2.2 Cultural Relativism

• Relativist Conclusion drawn from facts like these

o There is no objective (absolute universal) morality -- no morality per se; rather just

 Ancient Greek morality

 Callatian morality

 traditional Eskimo morality

 modern American morality (such as it is . . . )

 etc.

o "X is Good" is an incomplete expression meaning

 "X is good in culture Y" or

 "in our culture we approve of X"

o Morality differs in every society and is a convenient term for socially approved habits. (Ruth Benedict)

2.3 The Cultural Differences Argument

• The Argument

1. Different cultures have different moral codes

2. So, there is no objective right or wrong, no objective good or evil

 universally holds for all cultures

 holds absolutely, regardless of what anyone believes

• Criticism: the argument is unsound: conclusion doesn't follow from the factual premise

o as shown by parity of reason argument, substituting belief

1. Ancients believed the earth was flat & we believe it's spherical or "round".

2. Therefore, the earth has no objective shape.

1. flat for the ancients

2. round for us

3. but the earth is really round -- the ancients were just wrong

o In general it does not follow from the fact of subjective disagreement that there is no objective fact of the matter being disagreed about.

2.4 The Consequences of Taking Cultural Relativism Seriously

• Reductio argument

o Provisionally assume X . . . if CR were true

o Draw out the consequences . . . this would follow

o Show that the consequences are absurd . . . but that's absurd (obviously false)

o Conclude not X . . . so CR can't be true.

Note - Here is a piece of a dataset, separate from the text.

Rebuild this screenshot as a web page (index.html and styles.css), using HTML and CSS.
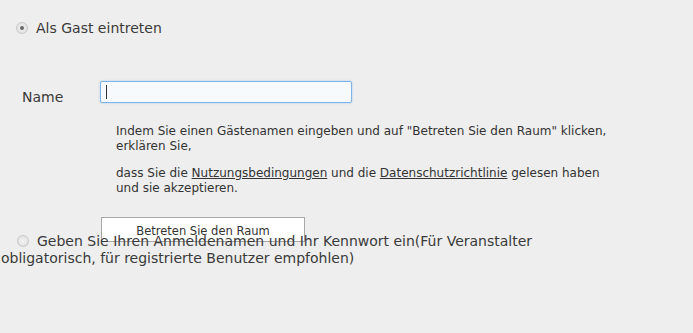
FILE: index.html
```html
<!DOCTYPE html>
<html lang="de">
<head>
  <meta charset="UTF-8" />
  <title>Raum betreten</title>
  <link rel="stylesheet" href="styles.css">
</head>
<body>
  <div class="login">
    <label class="choice first"><span class="radio checked"></span>Als Gast eintreten</label>

    <div class="guest">
      <div class="field-row">
        <label class="field-label" for="guestName">Name</label>
        <div class="field-box"><span class="caret"></span></div>
      </div>
      <div class="terms">
        <p>Indem Sie einen Gästenamen eingeben und auf "Betreten Sie den Raum" klicken,<br>erklären Sie,</p>
        <p>dass Sie die <a href="#">Nutzungsbedingungen</a> und die <a href="#">Datenschutzrichtlinie</a> gelesen haben<br>und sie akzeptieren.</p>
      </div>
      <button class="enter">Betreten Sie den Raum</button>
    </div>

    <label class="choice second"><span class="radio"></span>Geben Sie Ihren Anmeldenamen und Ihr Kennwort ein(Für Veranstalter obligatorisch, für registrierte Benutzer empfohlen)</label>
  </div>
</body>
</html>
```
FILE: styles.css
```css
body {
  margin: 0;
  background: #eeeeee;
  font-family: "DejaVu Sans", Verdana, sans-serif;
  color: #333;
}
.login {
  padding-top: 20px;
}
.choice {
  display: block;
  font-size: 14px;
  line-height: 17px;
  color: #3a3a3a;
}
.choice.second {
  position: relative;
  margin-top: -9px;
  padding-left: 1px;
  width: 600px;
}
.radio {
  display: inline-block;
  width: 12px;
  height: 12px;
  border-radius: 50%;
  border: 1px solid #c8c8c8;
  background: radial-gradient(circle, #f4f4f4, #dcdcdc);
  box-sizing: border-box;
  vertical-align: -1px;
  margin: 0 8px 0 16px;
  position: relative;
}
.radio.checked::after {
  content: "";
  position: absolute;
  left: 3px;
  top: 3px;
  width: 4px;
  height: 4px;
  border-radius: 50%;
  background: #6a6a6a;
}
.guest {
  padding-top: 44px;
}
.field-row {
  display: flex;
  align-items: flex-start;
}
.field-label {
  width: 78px;
  padding: 8px 0 0 22px;
  font-size: 14px;
  line-height: 17px;
  color: #3a3a3a;
}
.field-box {
  width: 245px;
  height: 20px;
  border: 1px solid #7eb4ea;
  border-radius: 2px;
  background: #f7fafd;
  box-shadow: 0 0 2px #9cc6f0;
  display: flex;
  align-items: center;
  padding-left: 5px;
}
.caret {
  width: 1px;
  height: 14px;
  background: #333;
}
.terms {
  margin-left: 116px;
  margin-top: 18px;
  font-size: 12px;
  line-height: 15px;
}
.terms p {
  margin: 0 0 12px;
}
.terms a {
  color: #333;
  text-decoration: underline;
}
.enter {
  display: block;
  margin-left: 101px;
  margin-top: 21px;
  width: 204px;
  height: 25px;
  background: #fff;
  border: 1px solid #a8a8a8;
  font-family: "DejaVu Sans", Verdana, sans-serif;
  font-size: 11.5px;
  color: #333;
  padding: 2px 0 0;
}
```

• Absurdities following from the assumption of CR

o We could no longer say that the customs of other societies are morally inferior to our own: criticism (or praise) of another culture's practices could never be warranted: they would have to be judged by their own standards and, as such, would be beyond reproach. E.g..,

 the treatment of women in some Muslim lands & China

 the continuing practice of slavery in some places in north Africa,

 etc.

o We could decide whether actions are right or wrong just by consulting the standards of our society.

 a. e.g., the abolitionists would be easily shown to be flatly wrong to condemn slavery as immoral since -- according to the standards of their ante-bellum culture -- there was nothing wrong with it.

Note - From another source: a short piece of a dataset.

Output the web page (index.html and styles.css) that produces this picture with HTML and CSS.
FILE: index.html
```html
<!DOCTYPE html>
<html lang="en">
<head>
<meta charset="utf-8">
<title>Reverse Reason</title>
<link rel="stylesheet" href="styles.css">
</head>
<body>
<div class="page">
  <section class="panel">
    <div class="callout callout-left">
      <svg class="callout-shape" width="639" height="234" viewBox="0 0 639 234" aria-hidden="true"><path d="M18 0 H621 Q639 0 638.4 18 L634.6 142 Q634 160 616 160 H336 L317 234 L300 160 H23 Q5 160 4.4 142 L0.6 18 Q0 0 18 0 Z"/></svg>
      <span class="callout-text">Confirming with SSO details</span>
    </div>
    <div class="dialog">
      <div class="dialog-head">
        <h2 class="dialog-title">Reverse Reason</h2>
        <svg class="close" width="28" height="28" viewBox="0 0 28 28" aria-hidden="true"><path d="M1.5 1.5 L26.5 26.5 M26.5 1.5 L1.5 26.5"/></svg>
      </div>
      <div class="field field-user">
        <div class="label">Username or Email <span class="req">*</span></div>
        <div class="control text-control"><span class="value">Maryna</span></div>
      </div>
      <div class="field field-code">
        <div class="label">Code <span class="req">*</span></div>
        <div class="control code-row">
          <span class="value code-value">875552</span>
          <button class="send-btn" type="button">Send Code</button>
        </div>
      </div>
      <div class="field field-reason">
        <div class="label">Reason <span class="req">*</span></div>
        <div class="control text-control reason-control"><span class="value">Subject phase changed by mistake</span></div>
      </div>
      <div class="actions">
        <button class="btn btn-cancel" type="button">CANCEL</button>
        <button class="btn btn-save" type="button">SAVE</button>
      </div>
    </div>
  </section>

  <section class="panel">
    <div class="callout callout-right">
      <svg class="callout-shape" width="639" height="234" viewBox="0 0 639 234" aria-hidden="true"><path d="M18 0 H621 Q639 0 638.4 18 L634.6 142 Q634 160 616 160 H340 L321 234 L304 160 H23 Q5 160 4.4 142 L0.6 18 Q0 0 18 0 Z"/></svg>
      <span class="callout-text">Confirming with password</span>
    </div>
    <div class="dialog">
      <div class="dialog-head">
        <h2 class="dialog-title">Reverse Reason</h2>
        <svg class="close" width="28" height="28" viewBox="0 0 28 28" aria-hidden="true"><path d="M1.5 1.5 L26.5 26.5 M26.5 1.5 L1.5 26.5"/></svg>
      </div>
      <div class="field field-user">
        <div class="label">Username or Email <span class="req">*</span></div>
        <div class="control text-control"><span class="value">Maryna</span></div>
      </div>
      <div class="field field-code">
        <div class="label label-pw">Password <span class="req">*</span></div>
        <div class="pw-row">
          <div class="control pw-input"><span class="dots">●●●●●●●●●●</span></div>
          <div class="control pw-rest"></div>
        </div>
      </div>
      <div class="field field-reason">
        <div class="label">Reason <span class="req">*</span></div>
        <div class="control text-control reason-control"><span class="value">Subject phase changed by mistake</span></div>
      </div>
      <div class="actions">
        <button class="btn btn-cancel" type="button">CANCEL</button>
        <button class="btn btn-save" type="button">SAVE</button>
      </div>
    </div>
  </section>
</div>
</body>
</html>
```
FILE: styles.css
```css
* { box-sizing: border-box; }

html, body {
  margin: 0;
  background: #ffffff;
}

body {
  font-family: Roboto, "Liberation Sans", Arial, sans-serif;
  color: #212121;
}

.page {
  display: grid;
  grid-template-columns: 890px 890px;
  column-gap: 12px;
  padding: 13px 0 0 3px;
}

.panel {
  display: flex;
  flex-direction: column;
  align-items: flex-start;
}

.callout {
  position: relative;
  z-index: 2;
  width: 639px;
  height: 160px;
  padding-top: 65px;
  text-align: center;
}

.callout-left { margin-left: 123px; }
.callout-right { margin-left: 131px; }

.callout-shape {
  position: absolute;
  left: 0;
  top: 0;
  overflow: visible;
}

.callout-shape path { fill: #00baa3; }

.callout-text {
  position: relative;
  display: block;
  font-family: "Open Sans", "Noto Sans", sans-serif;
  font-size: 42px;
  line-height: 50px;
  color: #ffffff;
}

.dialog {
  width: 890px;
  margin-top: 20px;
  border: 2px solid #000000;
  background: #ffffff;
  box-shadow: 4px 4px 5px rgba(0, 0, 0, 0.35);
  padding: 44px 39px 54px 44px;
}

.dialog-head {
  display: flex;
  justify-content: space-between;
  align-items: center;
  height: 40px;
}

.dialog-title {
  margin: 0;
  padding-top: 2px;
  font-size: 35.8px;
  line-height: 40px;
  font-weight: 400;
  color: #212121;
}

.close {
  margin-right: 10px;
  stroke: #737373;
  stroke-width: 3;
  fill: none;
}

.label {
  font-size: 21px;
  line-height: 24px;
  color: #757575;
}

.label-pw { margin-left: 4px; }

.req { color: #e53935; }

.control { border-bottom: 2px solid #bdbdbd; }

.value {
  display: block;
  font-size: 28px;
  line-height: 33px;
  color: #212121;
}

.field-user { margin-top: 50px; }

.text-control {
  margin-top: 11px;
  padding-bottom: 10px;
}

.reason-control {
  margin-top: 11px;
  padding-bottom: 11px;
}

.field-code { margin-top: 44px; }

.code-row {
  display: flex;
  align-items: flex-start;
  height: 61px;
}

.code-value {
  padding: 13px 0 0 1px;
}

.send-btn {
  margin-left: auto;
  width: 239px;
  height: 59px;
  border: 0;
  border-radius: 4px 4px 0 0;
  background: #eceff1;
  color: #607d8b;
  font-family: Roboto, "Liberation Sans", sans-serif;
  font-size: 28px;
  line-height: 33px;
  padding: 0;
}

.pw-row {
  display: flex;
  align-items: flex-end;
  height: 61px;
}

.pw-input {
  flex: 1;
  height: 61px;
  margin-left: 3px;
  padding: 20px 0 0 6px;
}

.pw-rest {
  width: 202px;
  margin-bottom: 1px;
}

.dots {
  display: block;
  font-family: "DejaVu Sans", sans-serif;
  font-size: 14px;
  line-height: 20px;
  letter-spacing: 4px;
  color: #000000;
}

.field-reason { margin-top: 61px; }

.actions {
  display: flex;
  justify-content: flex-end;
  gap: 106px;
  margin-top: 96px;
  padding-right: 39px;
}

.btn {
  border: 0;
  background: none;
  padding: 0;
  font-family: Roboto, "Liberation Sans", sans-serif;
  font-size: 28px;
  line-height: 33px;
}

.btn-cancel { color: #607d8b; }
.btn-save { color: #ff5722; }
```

 would-be moral reformers are automatically mistaken & every society would of necessity be infallible in its moral convictions (though it might fail to live up to them) since

 morality is whatever a culture believes it to be

 whatever it believes it to be it believes it to be

 so a cultures moral beliefs could never fail to correspond to what's really moral for them (since the cultures believing it so makes it so for them)

o possibility of moral progress called into doubt: How can you improve on perfection?

2.5 Why there is less disagreement than it seems

• Many seeming differences are merely surface differences

o a. expressions of common values

o under different conditions

• Example

o both Callatians and Greeks acknowledged obligation to honor their dead

 Callatians by eating them

 Greeks by cremating them

 But "honor thy dead" is a value they both share

2.6 How All Cultures Have Some Values in Common

• Values necessary for survival of a culture, presumably, are universal

o Examples

...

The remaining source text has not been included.